A Woman Walking in a Garden
Vincent van Gogh·1887
Historical Context
This 1887 Paris canvas of a solitary woman walking in a garden belongs to Van Gogh's sustained interest in the figure-in-landscape subject that he associated with his admired predecessors Monticelli and Corot. He had been studying Adolphe Monticelli's thickly painted garden scenes with particular attention, finding in them a precedent for the expressive use of heavy impasto in outdoor settings that he was developing in his own Paris-period garden subjects. The solitary woman walking communicated something that recurs throughout his Paris and Arles periods: the figure defined by her isolation within a social or natural setting, present but not engaged, moving through a space that absorbs her.
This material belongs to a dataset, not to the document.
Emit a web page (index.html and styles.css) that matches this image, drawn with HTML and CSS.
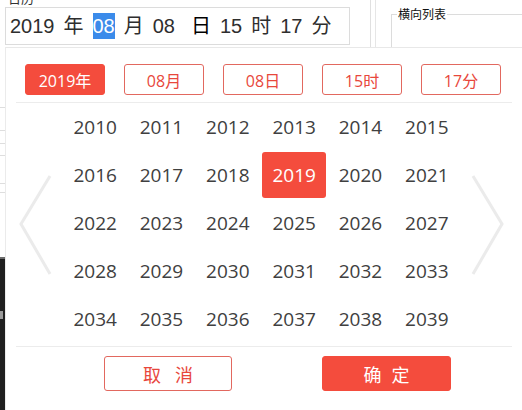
FILE: index.html
```html
<!DOCTYPE html>
<html lang="zh">
<head>
<meta charset="utf-8">
<title>日历</title>
<link rel="stylesheet" href="styles.css">
</head>
<body>
<div class="page">
  <div class="edge">
    <i class="ln l1"></i><i class="ln l2"></i><i class="ln l3"></i><i class="ln l4"></i><i class="ln l5"></i><i class="ln l6"></i>
    <div class="dark"><span class="dark-mark"></span></div>
  </div>
  <div class="form">
    <div class="label">日历</div>
    <div class="input">
      <span class="tok">2019</span><span class="tok">年</span><span class="tok sel">08</span><span class="tok">月</span><span class="tok">08</span><span class="tok dk">日</span><span class="tok">15</span><span class="tok">时</span><span class="tok">17</span><span class="tok">分</span>
    </div>
  </div>
  <div class="vlines"></div>
  <fieldset class="fs"><legend>横向列表</legend></fieldset>

  <div class="popup">
    <div class="tabs">
      <div class="tab on">2019年</div>
      <div class="tab">08月</div>
      <div class="tab">08日</div>
      <div class="tab">15时</div>
      <div class="tab">17分</div>
    </div>
    <div class="sep sep-top"></div>
    <div class="years">
      <div class="yr">2010</div><div class="yr">2011</div><div class="yr">2012</div><div class="yr">2013</div><div class="yr">2014</div><div class="yr">2015</div>
      <div class="yr">2016</div><div class="yr">2017</div><div class="yr">2018</div><div class="yr on">2019</div><div class="yr">2020</div><div class="yr">2021</div>
      <div class="yr">2022</div><div class="yr">2023</div><div class="yr">2024</div><div class="yr">2025</div><div class="yr">2026</div><div class="yr">2027</div>
      <div class="yr">2028</div><div class="yr">2029</div><div class="yr">2030</div><div class="yr">2031</div><div class="yr">2032</div><div class="yr">2033</div>
      <div class="yr">2034</div><div class="yr">2035</div><div class="yr">2036</div><div class="yr">2037</div><div class="yr">2038</div><div class="yr">2039</div>
    </div>
    <div class="sep sep-bottom"></div>
    <div class="actions">
      <div class="btn cancel">取 消</div>
      <div class="btn ok">确 定</div>
    </div>
    <svg class="arrow arrow-left" width="36" height="104" viewBox="0 0 36 104"><polyline points="32,2 3,50 32,100" fill="none" stroke="#ebebeb" stroke-width="3"/></svg>
    <svg class="arrow arrow-right" width="36" height="104" viewBox="0 0 36 104"><polyline points="3,2 32,50 3,100" fill="none" stroke="#ebebeb" stroke-width="3"/></svg>
  </div>
</div>
</body>
</html>
```
FILE: styles.css
```css
body {
  margin: 0;
  background: #fff;
  font-family: "Open Sans", "Noto Sans CJK SC", sans-serif;
}

.page {
  position: relative;
  display: flex;
  align-items: flex-start;
  width: 522px;
  height: 410px;
  overflow: hidden;
}

/* left page edge */
.edge {
  width: 5px;
  flex: none;
  height: 410px;
  display: flex;
  flex-direction: column;
}
.ln {
  display: block;
  height: 1px;
  background: #dedede;
}
.l1 { margin-top: 107px; }
.l2 { margin-top: 22px; }
.l3 { margin-top: 12px; }
.l4 { margin-top: 11px; }
.l5 { margin-top: 27px; }
.l6 { margin-top: 8px; }
.dark {
  flex: 1;
  margin-top: 64px;
  background: #1f1f1f;
  border-top: 2px solid #6a6a6a;
  display: flex;
  flex-direction: column;
}
.dark-mark {
  display: block;
  margin-top: 52px;
  height: 8px;
  width: 3px;
  background: #9a9a9a;
}

/* form */
.form {
  width: 345px;
  flex: none;
}
.label {
  font-family: "Noto Sans CJK SC", sans-serif;
  font-size: 13px;
  line-height: 13px;
  height: 13px;
  margin-top: -9px;
  padding-left: 3px;
  color: #333;
}
.input {
  margin-top: 3px;
  height: 36px;
  border: 1px solid #dcdcdc;
  display: flex;
  align-items: center;
  gap: 9px;
  padding-left: 4px;
  font-family: "Liberation Sans", "Noto Sans CJK SC", sans-serif;
  font-size: 20px;
  color: #2e2e2e;
}
.tok {
  line-height: 26px;
}
.sel {
  background: #3b8bea;
  color: #fff;
}
.dk {
  color: #000;
  margin-left: 7px;
}

.vlines {
  flex: none;
  width: 4px;
  height: 47px;
  margin-left: 20px;
  border-left: 1px solid #e0e0e0;
  border-right: 1px solid #e6e6e6;
}

.fs {
  flex: none;
  margin: 6px 0 0 15px;
  padding: 0 0 0 5px;
  border: 1px solid #dcdcdc;
  width: 140px;
  height: 60px;
  min-width: 0;
}
.fs legend {
  padding: 0 1px;
  font-family: "Noto Sans CJK SC", sans-serif;
  font-size: 12px;
  line-height: 16px;
  color: #111;
}

/* popup */
.popup {
  position: absolute;
  left: 5px;
  top: 47px;
  width: 530px;
  height: 380px;
  background: #fff;
  border-top: 1px solid #e8e8e8;
  border-left: 1px solid #ebebeb;
}
.tabs {
  display: flex;
  gap: 19px;
  margin: 16px 0 0 19px;
}
.tab {
  width: 80px;
  height: 31px;
  box-sizing: border-box;
  border: 1px solid #e2685f;
  border-radius: 3px;
  color: #e8473c;
  font-size: 16px;
  display: flex;
  align-items: center;
  justify-content: center;
}
.tab.on {
  background: #f44c3d;
  border-color: #f44c3d;
  color: #fff;
}
.sep {
  width: 496px;
  height: 1px;
  margin-left: 10px;
  background: #ececec;
}
.sep-top { margin-top: 7px; }
.sep-bottom { margin-top: 3px; }

.years {
  display: grid;
  grid-template-columns: repeat(6, 1fr);
  grid-auto-rows: 48px;
  width: 398px;
  margin: 0 0 0 56px;
}
.yr {
  display: flex;
  align-items: center;
  justify-content: center;
  margin: 1px;
  border-radius: 3px;
  font-size: 19px;
  color: #404040;
}
.yr.on {
  background: #f44c3d;
  color: #fff;
}

.actions {
  display: flex;
  gap: 90px;
  margin: 9px 0 0 98px;
}
.btn {
  width: 128px;
  height: 35px;
  box-sizing: border-box;
  border: 1px solid #e2685f;
  border-radius: 3px;
  color: #e8473c;
  font-family: "Noto Sans CJK SC", sans-serif;
  font-size: 18px;
  letter-spacing: 5px;
  padding-left: 5px;
  display: flex;
  align-items: center;
  justify-content: center;
}
.btn.ok {
  width: 129px;
  background: #f44c3d;
  border-color: #f44c3d;
  color: #fff;
  letter-spacing: 3px;
  padding-left: 3px;
}

.arrow {
  position: absolute;
  top: 126px;
}
.arrow-left { left: 12px; }
.arrow-right { left: 464px; }
```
He wrote to Theo that he found Monet's garden series and Renoir's outdoor scenes inspiring but wanted something with a heavier emotional weight, and these Paris garden figures represent his attempt to maintain emotional depth while absorbing Impressionist brightness.
Technical Analysis
Flickering strokes of pale green, yellow, and lilac build the garden setting. The figure is painted with greater definition than the surrounding vegetation, drawing the eye through the dappled space. The palette is noticeably lighter and fresher than the dark Nuenen work.
Look Closer
- ◆The female figure is small relative to the garden — a single point of human color in vegetation.
- ◆Monticelli's influence is visible in the thick encrusted paint giving the foliage its jewel-like.
- ◆The path provides a receding spatial axis, but the dense foliage closes protectively around it.
- ◆The handling of leaves and flowers merges into a near-abstract surface of dabs and commas.